Archiving Until the End of the Republic

Curator's Note

Considering the material conditions of the National Audio Visual Conservation Center (NAVCC) at Library of Congress, in its capacity as the custodian of America’s media heritage, reveals that it operates at the nexus of political and ecological tensions. The Library’s goals of preserving our nation’s cultural heritage beyond the “life of the Republic” raises the specters of geopolitical and/or environmental collapse that may lay on the path of this historical trajectory.

We can draw poetic associations from the placement of the NAVCC facility within a decommissioned Federal Reserve bunker, once used to store currency to help jump start the economy in the event of a nuclear war [slide 1]. The common functional requirements shared by bunkers and archives should give us pause to consider how our memory institutions fit within regimes of geopolitical power. From a site where our government once planned to jumpstart a post-World War III economy with currency, it now may one day repopulate the earth with the artifacts of our departed civilization.

But, what sorts of artifacts will exist when we need to repopulate the earth? While the Library still actively conserves the world’s largest collection of film, video and sound recordings, increasingly, the Library is working to preserve digital artifacts, representing a shift to relying intensively upon digital infrastructures and new knowledge bases and values. 

This trend towards digital preservation does not remove the archive from the constraints of the natural world. There is a palpable tension between the Library’s forest reclamation on top of its facility [slide 10], and the fact that the systems below draw large quantities of resources. In The Cinematic Footprint (2012), Nadia Bozak suggests “however sophisticated digital technology becomes … it remains plugged into a turn-of-the-century system of energy generation that is so outdated it should long ago have been declared, like the commodities it has yielded, … obsolete” (p. 4).  Even our country’s most powerful archives rely on decaying energy systems.

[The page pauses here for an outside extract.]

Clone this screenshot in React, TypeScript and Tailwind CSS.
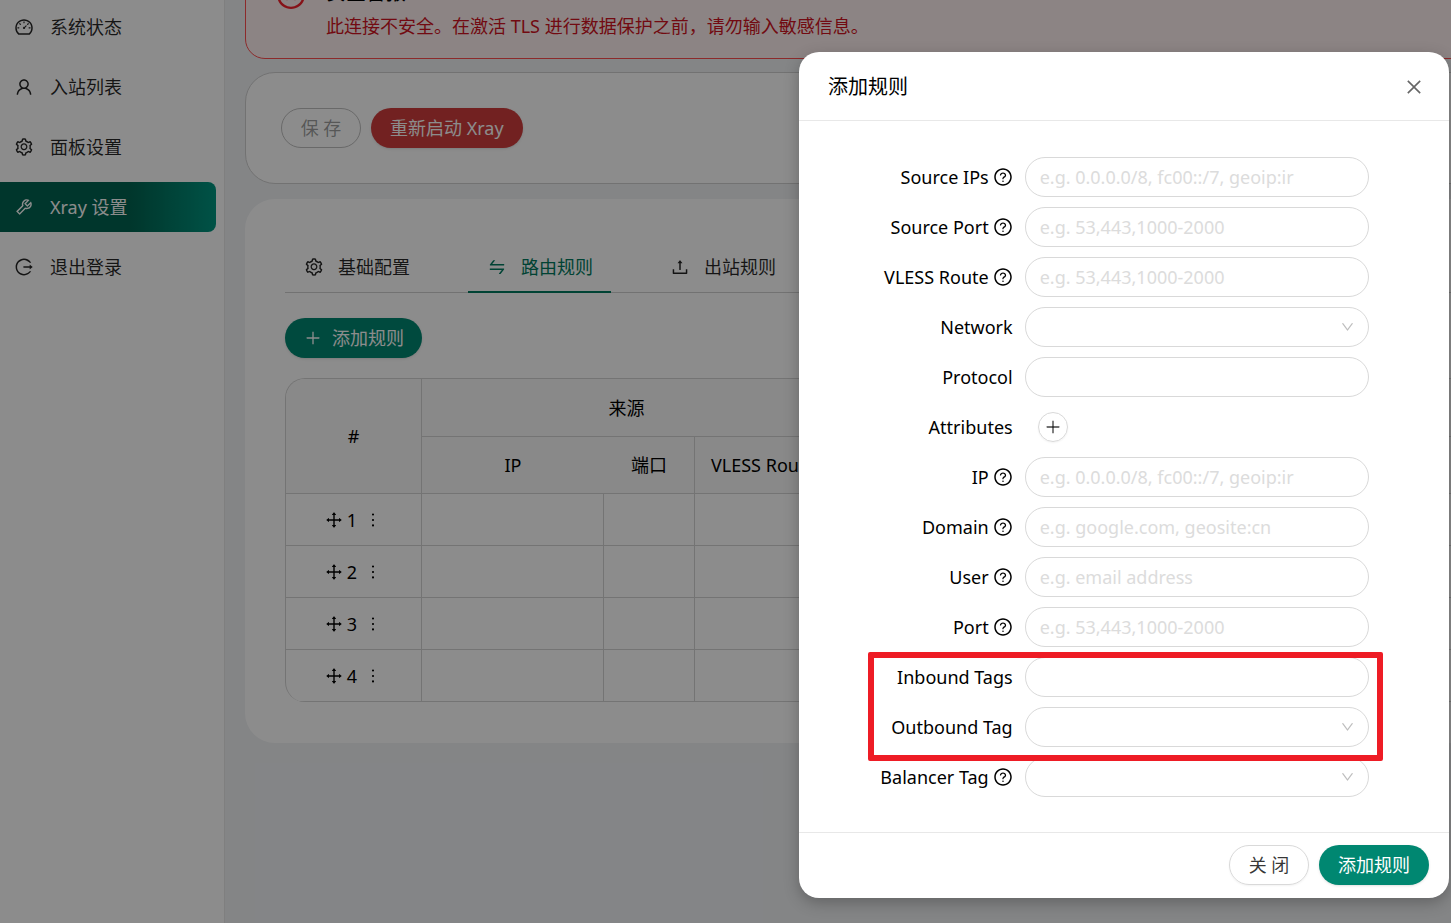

Assessing the materiality of media archives raises a variety of new questions that are critical for today’s media thinkers:  What sorts of traces will these collections leave when our civilization experiences ecological or political discontinuities? How might future media archaeologists reconstitute these collections when the infrastructure required to support them has decayed?  What can we do today to help them revivify the past?

 

Comments

This post really got my brain going this morning--I am so grateful for the questions you raise here, and the references you cite. I wish you had been at our summer seminar this year on 'Culture and Sustainability" (http://www.sustainableunh.unh.edu/summerseminar), where a group of us were worrying this nexus of "human/natural systems" as we talked about cultural heritage management for ethnic and marginalized communities. We'll be publishing a short manifesto on these issues in the new journal, _Resilience_, but will revisit (and rewrite) next summer, so I hope you can consider joining us at some point. I have been reading Ted Striphas's wonderful _Late Age of Print_, where he observes that "societies can overinvest in a given communication technology," thus creating monopolies on knowledge that are, in the end, really unsustainable. He suggests that we need "diverse communication ecosystems," something that has really resonated with me, as I write about Native American literary traditions. It is sometimes assumed that literacy "replaces" or "preserves" orality, and (now) that "digital" will "replace" or "preserve" print. But Native communities have never over-relied on any one system, not even oral traditions; they shuttle among oral, tangible, intangible, print, and digital heritage practices--which (I am currently hypothesizing) might offer the best chance for long-term sustainability. As to how (and whether) humans "need to repopulate the earth" once we're gone. . .I don't know! But, bunkers and archives: Wow!